As in the previous act, the rule is that in the case of an appeal the ordering party cannot conclude an agreement until a judgment or decision closing the appeal proceedings is announced by the Chamber. The new act added another situation in which the Chamber may waive the ban on concluding an agreement if the ordering party has made it probable that the appeal is brought with the sole purpose of preventing the conclusion of an agreement.

The rules of incurring the costs of proceedings have also been changed, introduced pursuant to the Regulation of the President of the Council of Ministers of 30 December 2020 on detailed types of costs of appeal proceedings, their settlement and the amount and manner of collecting the appeal fee. What is important, the issues of proportional bearing of the costs of appeal proceedings have been regulated. The NAC will divide the entry relatively, awarding respectively from the ordering party or participant in the appeal proceedings raising an objection in favour of the appellant an amount the height of which it will determine by calculating the proportion of the number of charges presented in the appeal, which the Chamber accepted, to the number of charges which the Chamber did not accept. It has also been specified that the NAC may, in justified cases, refrain from dividing the costs in a proportional manner, in particular if this is supported by the type of charges upheld by the NAC or their importance for resolving the appeal. This has an impact on the practice of constructing charges.
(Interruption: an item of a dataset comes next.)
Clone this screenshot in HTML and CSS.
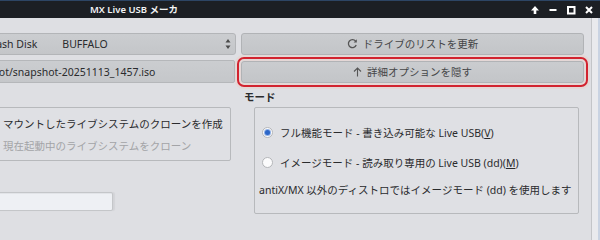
FILE: index.html
```html
<!DOCTYPE html>
<html lang="ja">
<head>
<meta charset="utf-8">
<title>MX Live USB メーカ</title>
<link rel="stylesheet" href="styles.css">
</head>
<body>
<div class="titlebar">
  <div class="title">MX Live USB メーカ</div>
  <div class="controls">
    <svg class="ctl" width="10" height="10" viewBox="0 0 10 10"><path d="M5 1 L9 5.5 H6.3 V9 H3.7 V5.5 H1 Z" fill="#fff"/></svg>
    <svg class="ctl" width="10" height="10" viewBox="0 0 10 10"><rect x="1.5" y="4" width="7" height="2" fill="#fff"/></svg>
    <svg class="ctl" width="10" height="10" viewBox="0 0 10 10"><rect x="2" y="2" width="6.5" height="6.5" fill="none" stroke="#fff" stroke-width="2"/></svg>
    <svg class="ctl" width="10" height="10" viewBox="0 0 10 10"><path d="M2 2 L8 8 M8 2 L2 8" stroke="#fff" stroke-width="2"/></svg>
  </div>
</div>
<div class="window">
  <div class="main">
    <div class="row row1">
      <div class="combo">
        <span class="dev">USB Flash Disk</span>
        <span class="vendor">BUFFALO</span>
        <svg class="spin" width="6" height="12" viewBox="0 0 6 12"><path d="M3 1 L5.5 4.5 H0.5 Z M3 11 L5.5 7.5 H0.5 Z" fill="#4a4a4a"/></svg>
      </div>
      <button class="btn">
        <svg width="11" height="11" viewBox="0 0 11 11"><path d="M8.6 3.2 A4 4 0 1 0 9.2 7" fill="none" stroke="#555" stroke-width="1.3"/><path d="M9.8 1.2 V4.4 H6.6 Z" fill="#555"/></svg>
        <span>ドライブのリストを更新</span>
      </button>
    </div>
    <div class="row row2">
      <div class="lineedit">/home/snapshot/snapshot-20251113_1457.iso</div>
      <button class="btn focus">
        <svg width="9" height="10" viewBox="0 0 9 10"><path d="M4.5 1 V9.5 M1 4.5 L4.5 1 L8 4.5" fill="none" stroke="#555" stroke-width="1.1"/></svg>
        <span>詳細オプションを隠す</span>
      </button>
    </div>
    <div class="lower">
      <div class="leftcol">
        <div class="group clone">
          <div class="cline">マウントしたライブシステムのクローンを作成</div>
          <div class="cline disabled">現在起動中のライブシステムをクローン</div>
        </div>
        <div class="field"></div>
      </div>
      <div class="rightcol">
        <div class="label">モード</div>
        <div class="group mode">
          <div class="radio-row"><span class="radio on"></span><span>フル機能モード - 書き込み可能な Live USB(<u>V</u>)</span></div>
          <div class="radio-row"><span class="radio"></span><span>イメージモード - 読み取り専用の Live USB (dd)(<u>M</u>)</span></div>
          <div class="note">antiX/MX 以外のディストロではイメージモード (dd) を使用します</div>
        </div>
      </div>
    </div>
  </div>
  <div class="edge"></div>
</div>
</body>
</html>
```
FILE: styles.css
```css
* { box-sizing: border-box; }
html, body {
  margin: 0;
  width: 600px;
  height: 240px;
  overflow: hidden;
  background: #dedfe3;
  font-family: "Noto Sans", "Noto Sans CJK JP", sans-serif;
  font-size: 10.5px;
  color: #2a2b2d;
}
.titlebar {
  height: 18px;
  background: #1c1f24;
  border-top: 1px solid #2d4564;
  display: flex;
  align-items: center;
}
.title {
  flex: 1;
  padding-left: 90px;
  color: #f2f3f5;
  font-size: 9.5px;
  font-weight: 600;
  line-height: 17px;
}
.controls {
  display: flex;
  align-items: center;
  gap: 8px;
  padding-right: 6px;
}
.ctl { display: block; }
.window {
  display: flex;
  height: 222px;
}
.main {
  width: 591px;
  flex: none;
  padding-top: 15px;
  overflow: hidden;
}
.edge {
  flex: 1;
  border-left: 1px solid #c3c5c8;
  background: linear-gradient(to right, #e9eaed 0, #e9eaed 6px, #c9d3e2 6px);
}
.row {
  display: flex;
  margin-left: -84px;
}
.row1 { height: 22px; }
.row2 { height: 23px; margin-top: 5px; }
.combo {
  width: 320px;
  flex: none;
  display: flex;
  align-items: center;
  padding-left: 48px;
  padding-right: 4px;
  background: linear-gradient(#cbcdd0, #c4c6c9);
  border: 1px solid #b3b5b8;
  border-radius: 3px;
  white-space: nowrap;
}
.vendor { margin-left: 25px; flex: 1; }
.spin { display: block; }
.btn {
  width: 343px;
  flex: none;
  margin-left: 5px;
  display: flex;
  align-items: center;
  justify-content: center;
  gap: 5px;
  font: inherit;
  color: #454648;
  background: linear-gradient(#cacccf, #c3c5c8);
  border: 1px solid #b1b3b6;
  border-radius: 3px;
  padding: 0 0 1px;
}
.btn svg { display: block; }
.focus {
  margin-left: 6px;
  margin-top: 1px;
  height: 22px;
  outline: 2px solid #d2232f;
  outline-offset: 2px;
  box-shadow: 0 0 0 6px rgba(240, 200, 190, 0.35);
}
.lineedit {
  width: 319px;
  flex: none;
  display: flex;
  align-items: center;
  padding-left: 10px;
  background: linear-gradient(#cbcdd0, #c5c7ca);
  border: 1px solid #b5b7ba;
  border-radius: 2px;
  white-space: nowrap;
  overflow: hidden;
}
.lower {
  display: flex;
  margin-top: 6px;
  margin-left: -84px;
}
.leftcol {
  width: 315px;
  flex: none;
  padding-top: 18px;
}
.group {
  border: 1px solid #b7b9bc;
  border-radius: 2px;
  background: #dfe0e4;
}
.clone {
  width: 315px;
  height: 54px;
  padding: 7px 0 0 86px;
  display: flex;
  flex-direction: column;
  gap: 4px;
}
.cline { height: 18px; line-height: 18px; white-space: nowrap; }
.disabled { color: #a3a4a7; }
.field {
  width: 197px;
  height: 19px;
  margin-top: 31px;
  background: #eef0f4;
  border: 1px solid #c4c6c9;
  border-radius: 2px;
  box-shadow: inset 0 1px 0 #e2e4e8, 2px 0 1px rgba(0,0,0,0.05);
}
.rightcol {
  margin-left: 10px;
}
.label {
  height: 18px;
  line-height: 16px;
  padding-left: 3px;
  font-weight: 700;
  color: #2a2b2d;
}
.mode {
  width: 325px;
  height: 107px;
  margin-left: 13px;
  padding: 14px 0 0 4px;
  display: flex;
  flex-direction: column;
}
.radio-row {
  height: 20px;
  display: flex;
  align-items: center;
  gap: 7px;
  padding-left: 3px;
  white-space: nowrap;
}
.radio-row + .radio-row { margin-top: 10px; }
.radio {
  width: 11px;
  height: 11px;
  border-radius: 50%;
  border: 1px solid #b4b6b9;
  background: #fbfbfc;
  display: flex;
  align-items: center;
  justify-content: center;
}
.radio.on::after {
  content: "";
  width: 5px;
  height: 5px;
  border-radius: 50%;
  background: #2c66c8;
  box-shadow: 0 0 0 1px #8fb0e6;
}
.note {
  height: 20px;
  line-height: 20px;
  margin-top: 8px;
  white-space: nowrap;
}
u { text-underline-offset: 1px; }
```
On the grounds of the previous act, a significant multiplication of charges by contractors was observed, often without substantive justification.

To sum up, the changes introduced by the new Public Procurement Law are not only cosmetic in nature and systematize the existing provisions. In particular, the catalogue of prerequisites allowing a contractor to lodge an appeal will have a significant impact. This seems to meet the expectations of contractors, who in many situations were deprived of legal remedies. The positive impact of the changes is reflected in the increased number of proceedings before the National Chamber of Appeal observed after the Act came into force.